Barnes and Noble is mostly empty on a Tuesday afternoon in Ithaca. However, toward the back of the bookstore, members of the group American Sign Language Chat Ithaca sit closely together around a table communicating mostly through hand movement and lip reading.
Matt Dankanich and his boyfriend Kaleb Maarschalk joined the chat around 5:30 pm. Initially, the pair was timid as they approached the group reluctantly, but after sensing the open and welcoming environment of the group, they became some of the most active and animated participants. Maarschalk expressed his desire to learn ASL to communicate with Dankanich who is hard of hearing.
ASLCI is an open group that practices signing from 5 to 7 p.m. every Tuesday in Barnes and Noble. There is no registration fee or process, and members are welcome to come and go as they please within that time span. Currently, this is the only known group in Ithaca dedicated to teaching people about sign language.
Some participants have skills that are more developed than others, but all of them work together to ensure that they feel comfortable enough to make mistakes and learn from them.
Aurora Appleton, co-founder and coordinator of the group, stresses the importance of practicing sign language as much as possible.
“If you don’t use it, you lose it,” she said.
The participants of the class also seemed to believe in the benefits of practice. One woman came to the group for the first time and warned the rest that she has not practiced for awhile and that, as a result, her skills may not be as polished. When she expressed her timidness through her signing, Appleton reassured her. “We’re all at different levels,” she said.
She signed with her hands moving quickly. A participant sitting next to her told her it would be easier if she went slower.
As a freshman high school student, Appleton runs each session on her own. She begins the meeting by asking each person about his or her day. By observing her mannerisms and precise hand movement, it is easy to tell that she is passionate about ASL. Despite the fact that the discussions are silent, her character is very animated and she is highly attentive to every group member.
She founded ASLCl in August 2015 and has signed since her early childhood.
“It’s always been a love of mine,” she said.
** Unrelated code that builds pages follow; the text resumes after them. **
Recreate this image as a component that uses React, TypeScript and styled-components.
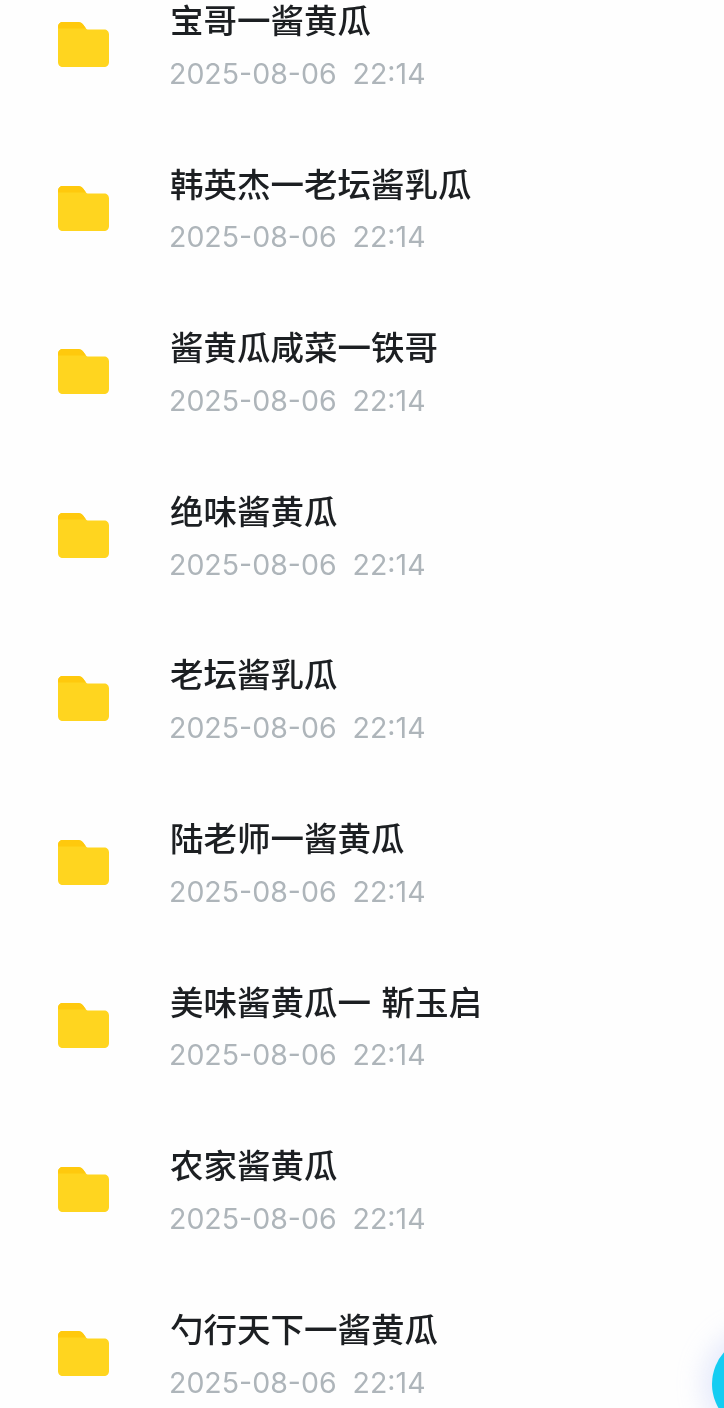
import React from "react";
import styled, { createGlobalStyle } from "styled-components";

const GlobalStyle = createGlobalStyle`
  html, body {
    margin: 0;
    padding: 0;
    background: #fff;
  }
`;

const Screen = styled.div`
  position: relative;
  width: 724px;
  height: 1408px;
  overflow: hidden;
  background: #fefefe;
  font-family: "Noto Sans CJK SC", "Noto Sans", sans-serif;
`;

const List = styled.div`
  display: flex;
  flex-direction: column;
  margin-top: -35.4px;
  filter: blur(0.5px);
`;

const Row = styled.div`
  display: flex;
  align-items: center;
  height: 163.6px;
  flex-shrink: 0;
  padding-left: 58px;
  gap: 61px;
`;

const FolderIcon = styled.svg`
  width: 51px;
  height: 45px;
  flex-shrink: 0;
  margin-bottom: 4px;
`;

const Info = styled.div`
  display: flex;
  flex-direction: column;
  gap: 18.8px;
`;

const Title = styled.div`
  font-size: 33.5px;
  font-weight: 500;
  line-height: 36px;
  word-spacing: 3px;
  color: #1c1f22;
  white-space: nowrap;
`;

const Time = styled.div`
  font-family: "Inter", "Noto Sans", sans-serif;
  font-size: 28.5px;
  line-height: 36px;
  margin-left: -1px;
  color: #aeb5ba;
  white-space: pre;
`;

const FloatButton = styled.div`
  position: absolute;
  left: 712px;
  top: 1336px;
  width: 96px;
  height: 96px;
  border-radius: 50%;
  background: #14cdf2;
  box-shadow: 0 0 24px 10px rgba(190, 200, 245, 0.35);
`;

const Folder = () => (
  <FolderIcon viewBox="0 0 51 45">
    <path
      d="M5 0h15c2.5 0 4 1 5.500 3l2.500 3.500c.6.8 1.200 1 2.500 1H46c3 0 5 2 5 5V40c0 3-2 5-5 5H5c-3 0-5-2-5-5V5c0-3 2-5 5-5z"
      fill="#ffd51f"
    />
    <path d="M5 0h15c2.500 0 4 1 5.500 3l2.500 3.500H0V5c0-3 2-5 5-5z" fill="#ffc90d" />
  </FolderIcon>
);

const titles = [
  "宝哥一酱黄瓜",
  "韩英杰一老坛酱乳瓜",
  "酱黄瓜咸菜一铁哥",
  "绝味酱黄瓜",
  "老坛酱乳瓜",
  "陆老师一酱黄瓜",
  "美味酱黄瓜一 靳玉启",
  "农家酱黄瓜",
  "勺行天下一酱黄瓜",
];

export default function App() {
  return (
    <Screen>
      <GlobalStyle />
      <List>
        {titles.map((title) => (
          <Row key={title}>
            <Folder />
            <Info>
              <Title>{title}</Title>
              <Time>2025-08-06  22:14</Time>
            </Info>
          </Row>
        ))}
      </List>
      <FloatButton />
    </Screen>
  );
}
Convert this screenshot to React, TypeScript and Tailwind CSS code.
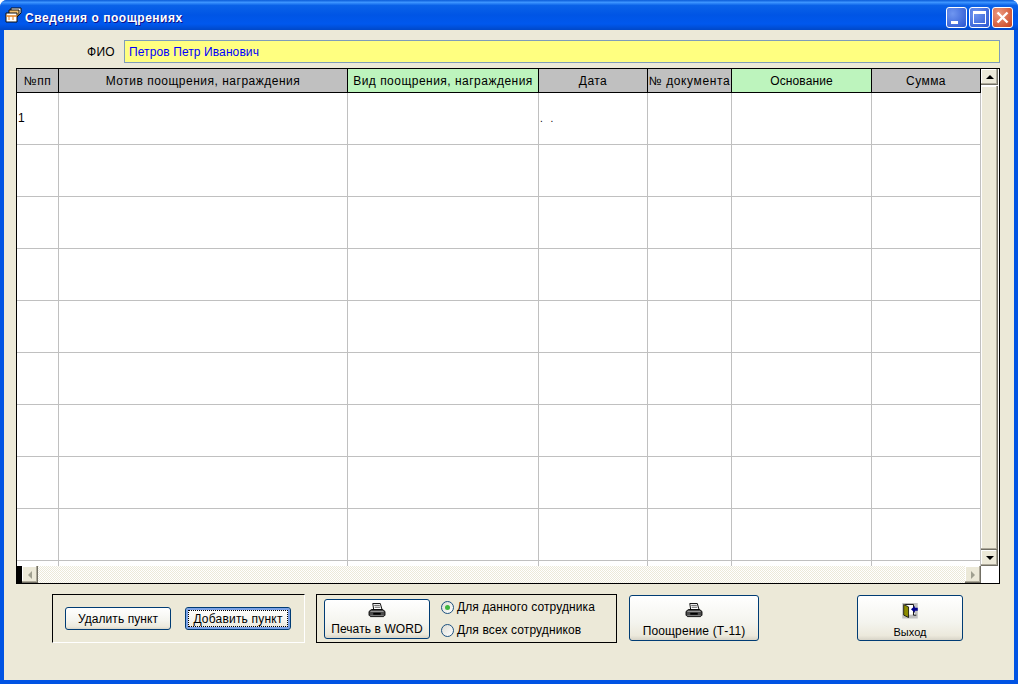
const font = { fontFamily: '"Liberation Sans", Arial, sans-serif' };

const cols = [
  { w: "w-[42px]", title: "№пп", head: "bg-[#c0c0c0]", sp: "tracking-[0.5px]" },
  { w: "w-[289px]", title: "Мотив поощрения, награждения", head: "bg-[#c0c0c0]", sp: "tracking-[0.5px]" },
  { w: "w-[191px]", title: "Вид поощрения, награждения", head: "bg-[#bdf4bd]", sp: "tracking-[0.48px]" },
  { w: "w-[109px]", title: "Дата", head: "bg-[#c0c0c0]", sp: "tracking-[0.45px]" },
  { w: "w-[84px]", title: "№ документа", head: "bg-[#c0c0c0]", sp: "tracking-[0.62px]" },
  { w: "w-[140px]", title: "Основание", head: "bg-[#bdf4bd]", sp: "tracking-[0.1px]" },
  { w: "w-[109px]", title: "Сумма", head: "bg-[#c0c0c0]", sp: "tracking-[0.45px]" },
];

const rows = [52, 52, 52, 52, 52, 52, 52, 52, 52];

function Printer() {
  return (
    <svg width="18" height="16" viewBox="0 0 18 16">
      <path d="M4.5 0.5h8l2 7h-9z" fill="#fff" stroke="#000" strokeWidth="1" />
      <path d="M6 2.5h6M6.5 4.5h6" stroke="#555" strokeWidth="1" />
      <path d="M3 7h12l2.5 2v4l-1.5 1.5H2L0.5 13V9z" fill="#4a4a4a" stroke="#000" strokeWidth="1" />
      <path d="M2 9h14" stroke="#a0a0a0" strokeWidth="1" />
      <rect x="5" y="10.5" width="8" height="2" fill="#000" />
      <path d="M2 13.5h14" stroke="#8a8a8a" strokeWidth="1" />
    </svg>
  );
}

function Door() {
  return (
    <svg width="16" height="16" viewBox="0 0 16 16">
      <rect width="16" height="16" fill="#c0c0c0" />
      <path d="M3 1.5h8.5v11h3" fill="#fff" stroke="#000" strokeWidth="1" />
      <rect x="3" y="2" width="8" height="10" fill="#fff" />
      <path d="M1.5 1.5l5 2.5v11l-5-2.5z" fill="#8c8c00" stroke="#000" strokeWidth="0.8" />
      <path d="M9 6.5l4-3.5v2h3v3h-3v2z" fill="#00008b" />
    </svg>
  );
}

function TitleIcon() {
  return (
    <svg width="18" height="18" viewBox="0 0 18 18" className="mt-[-3px] shrink-0">
      <path d="M6 1h10v5l-2 2H6z" fill="#fff" stroke="#111" strokeWidth="1" />
      <path d="M4 3h10v5l-2 2H4z" fill="#f0c070" stroke="#111" strokeWidth="1" />
      <path d="M1 6h11v9H1z" fill="#fff" stroke="#111" strokeWidth="1" />
      <path d="M1 9h11" stroke="#e08020" strokeWidth="1.5" />
      <path d="M4 9v4M8 9v4" stroke="#e08020" strokeWidth="1" />
    </svg>
  );
}

function Arrow({ dir, color = "#000" }: { dir: "up" | "down" | "left" | "right"; color?: string }) {
  const d = { up: "M4 0l4 4H0z", down: "M0 0h8L4 4z", left: "M4 0v8L0 4z", right: "M0 0l4 4-4 4z" }[dir];
  const box = dir === "up" || dir === "down" ? [8, 4] : [4, 8];
  return (
    <svg width={box[0]} height={box[1]} viewBox={`0 0 ${box[0]} ${box[1]}`}>
      <path d={d} fill={color} />
    </svg>
  );
}

function ScrollBtn({ children, className = "" }: { children: React.ReactNode; className?: string }) {
  return (
    <div
      className={`flex items-center justify-center bg-[#ece9d8] shadow-[inset_-1px_-1px_0_#716f64,inset_-2px_-2px_0_#aca899,inset_1px_1px_0_#fff] ${className}`}
    >
      {children}
    </div>
  );
}

function XpButton({
  children,
  className = "",
  focus = false,
}: {
  children: React.ReactNode;
  className?: string;
  focus?: boolean;
}) {
  return (
    <div
      className={`relative flex flex-col items-center rounded-[3px] border border-[#003c74] bg-[linear-gradient(180deg,#ffffff_0%,#f4f4ee_60%,#ece9dc_90%,#d8d4c8_100%)] text-black ${
        focus ? "shadow-[inset_0_0_0_2px_#7ba2e7]" : ""
      } ${className}`}
    >
      {children}
      {focus && <div className="absolute inset-[2px] border border-dotted border-black" />}
    </div>
  );
}

function Radio({ checked }: { checked?: boolean }) {
  return (
    <div className="flex h-[13px] w-[13px] shrink-0 items-center justify-center rounded-full border border-[#1c5180] bg-[linear-gradient(135deg,#dcdcd4,#ffffff)]">
      {checked && <div className="h-[5px] w-[5px] rounded-full bg-[#3fb53f]" />}
    </div>
  );
}

export default function App() {
  return (
    <div className="h-[684px] w-[1018px] overflow-hidden bg-white" style={font}>
      <div className="flex h-full w-full flex-col overflow-hidden rounded-t-[7px] bg-[#0053e3]">
        {/* title bar */}
        <div className="flex h-[30px] shrink-0 items-center bg-[linear-gradient(180deg,#0a5bd8_0%,#3d95ff_8%,#0a62e8_18%,#0055e5_50%,#0058ee_80%,#0048c8_100%)] pl-[5px] pr-[5px] pt-[4px]">
          <TitleIcon />
          <span className="ml-[2px] mt-[2px] text-[12px] font-bold tracking-[0.52px] text-white [text-shadow:1px_1px_0_#0f1089]">
            Сведения о поощрениях
          </span>
          <div className="ml-auto flex gap-[2px]">
            <div className="relative h-[21px] w-[21px] rounded-[3px] border border-white bg-[radial-gradient(circle_at_30%_30%,#6f96f0,#2a55d0)]">
              <div className="absolute bottom-[3px] left-[4px] h-[3px] w-[7px] bg-white" />
            </div>
            <div className="flex h-[21px] w-[21px] items-center justify-center rounded-[3px] border border-white bg-[radial-gradient(circle_at_30%_30%,#6f96f0,#2a55d0)]">
              <div className="h-[13px] w-[13px] border border-t-[3px] border-white" />
            </div>
            <div className="flex h-[21px] w-[21px] items-center justify-center rounded-[3px] border border-white bg-[radial-gradient(circle_at_30%_30%,#ec9a80,#c8401c)]">
              <svg width="13" height="13" viewBox="0 0 13 13">
                <path d="M1.5 1.5l10 10M11.5 1.5l-10 10" stroke="#fff" strokeWidth="2.4" />
              </svg>
            </div>
          </div>
        </div>

        {/* client */}
        <div className="mx-[4px] mb-[4px] flex flex-1 flex-col bg-[#ece9d8] text-[12px] text-black">
          {/* FIO */}
          <div className="mt-[10px] flex h-[23px] items-center pr-[14px]">
            <div className="w-[111px] text-right text-[12px] tracking-[0.3px]">ФИО</div>
            <div className="ml-[9px] flex h-[23px] flex-1 items-center border border-[#7f9db9] bg-[#ffff80] pl-[4px] tracking-[0.1px] text-[#0000ff]">
              Петров Петр Иванович
            </div>
          </div>

          {/* table */}
          <div className="ml-[12px] mt-[5px] flex h-[516px] w-[984px] flex-col border border-black">
            <div className="flex min-h-0 flex-1">
              <div className="flex w-[964px] flex-col">
                <div className="flex h-[24px] shrink-0 border-b-[1px] border-black">
                  {cols.map((c) => (
                    <div
                      key={c.title}
                      className={`flex items-center justify-center overflow-hidden whitespace-nowrap border-r border-black pt-[1px] ${c.w} ${c.head} ${c.sp}`}
                    >
                      {c.title}
                    </div>
                  ))}
                </div>
                <div className="flex-1 overflow-hidden bg-white">
                  {rows.map((h, i) => (
                    <div key={i} className="flex h-[52px] border-b border-[#c0c0c0]">
                      {cols.map((c, j) => (
                        <div key={c.title} className={`relative border-r border-[#c0c0c0] ${c.w}`}>
                          {i === 0 && j === 0 && <span className="absolute left-[1px] top-[16px]">1</span>}
                          {i === 0 && j === 3 && (
                            <span className="absolute left-[1px] top-[18px] text-[10px] tracking-[2.5px] text-black">. .</span>
                          )}
                        </div>
                      ))}
                    </div>
                  ))}
                  <div className="flex h-[5px]">
                    {cols.map((c) => (
                      <div key={c.title} className={`border-r border-[#c0c0c0] ${c.w}`} />
                    ))}
                  </div>
                </div>
              </div>
              {/* vertical scrollbar */}
              <div className="flex w-[18px] flex-col bg-white pr-[1px]">
                <ScrollBtn className="h-[16px] w-[17px] shrink-0">
                  <Arrow dir="up" />
                </ScrollBtn>
                <ScrollBtn className="mt-[1px] w-[17px] flex-1">{null}</ScrollBtn>
                <ScrollBtn className="h-[16px] w-[17px] shrink-0">
                  <Arrow dir="down" />
                </ScrollBtn>
              </div>
            </div>
            {/* horizontal scrollbar */}
            <div className="flex h-[17px] shrink-0">
              <div className="w-[5px] bg-black" />
              <ScrollBtn className="h-[17px] w-[16px] shrink-0">
                <Arrow dir="left" color="#a0a090" />
              </ScrollBtn>
              <div className="flex-1 bg-[repeating-conic-gradient(#ffffff_0_25%,#ece9d8_0_50%)] bg-[length:2px_2px]" />
              <ScrollBtn className="h-[17px] w-[16px] shrink-0">
                <Arrow dir="right" color="#a0a090" />
              </ScrollBtn>
              <div className="w-[18px] bg-white" />
            </div>
          </div>

          {/* bottom bar */}
          <div className="flex items-start">
            <div className="ml-[48px] mt-[10px] flex h-[49px] w-[253px] items-center gap-[14px] border border-b-white border-l-black border-r-white border-t-black pl-[12px]">
              <XpButton className="h-[23px] w-[106px] justify-center">
                <span className="tracking-[0.07px]">Удалить пункт</span>
              </XpButton>
              <XpButton focus className="h-[23px] w-[106px] justify-center">
                <span className="tracking-[0.2px]">Добавить пункт</span>
              </XpButton>
            </div>
            <div className="ml-[11px] mt-[10px] flex h-[49px] w-[301px] items-center border border-black pl-[7px]">
              <XpButton className="mt-[1px] h-[40px] w-[106px] pt-[3px]">
                <Printer />
                <span className="mt-[2px] tracking-[0.1px]">Печать в WORD</span>
              </XpButton>
              <div className="ml-[11px] flex flex-col gap-[5px] text-[12px] tracking-[0.12px]">
                <div className="flex items-center gap-[3px]">
                  <Radio checked />
                  <span>Для данного сотрудника</span>
                </div>
                <div className="flex items-center gap-[3px]">
                  <Radio />
                  <span>Для всех сотрудников</span>
                </div>
              </div>
            </div>
            <XpButton className="ml-[12px] mt-[11px] h-[46px] w-[130px] pt-[7px]">
              <Printer />
              <span className="mt-[4px] tracking-[0.15px]">Поощрение (Т-11)</span>
            </XpButton>
            <XpButton className="ml-[98px] mt-[11px] h-[46px] w-[106px] pt-[7px] text-[11px]">
              <Door />
              <span className="mt-[5px]">Выход</span>
            </XpButton>
          </div>
        </div>
      </div>
    </div>
  );
}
Her involvement in the signing community was inspired by her mother who worked at the Lexington School and Center for the Deaf.
According to Appleton, there is a wide variety of participants that are involved in the ASLCI’s weekly meetings.
“We have people who don’t even know the alphabet, and we have people who are advanced or native signers,” she said. “It’s a great way to interact with signers who are on different levels and learn from people who are situated above you.”
Joshua Bastian Cole, a PhD student at Cornell University for Performing and Media Arts, was one of the first members to show up at the meeting Tuesday night. Within his profession, he focuses mostly on transgender actors, which led him to disability theater and deaf theater. Becoming a part of deaf theater led him to ASL and the need to practice as often as possible.
“So many of the plays incorporate ASL into… not only the text of the plays, but now the choreography in musicals. To really fully appreciate it and to ever be able to communicate with the deaf actors themselves, I really need to learn the language,” Cole said.
Cole had taken ASL classes before joining ASLCI, but after not signing frequently, he had forgotten a lot of the vocabulary.
“It does take a lot of practice,” he said. In addition to participating in the weekly chats, he said he also takes ASL classes at Ithaca College because Cornell does not offer them.
Dankanich, a fourth year psychology major at Ithaca College, said he found the group online and decided to check it out. He said he enjoys signing with the group and working with other people on their sign language, so he comes back often with Maarschalk.
There is a six-class rudimentary course offered at Lifelong, a not-for-profit organization in Ithaca that works to strengthen the lives of adults 50 years of age and older in Tompkins County. The course began Feb. 19 and will end March 25.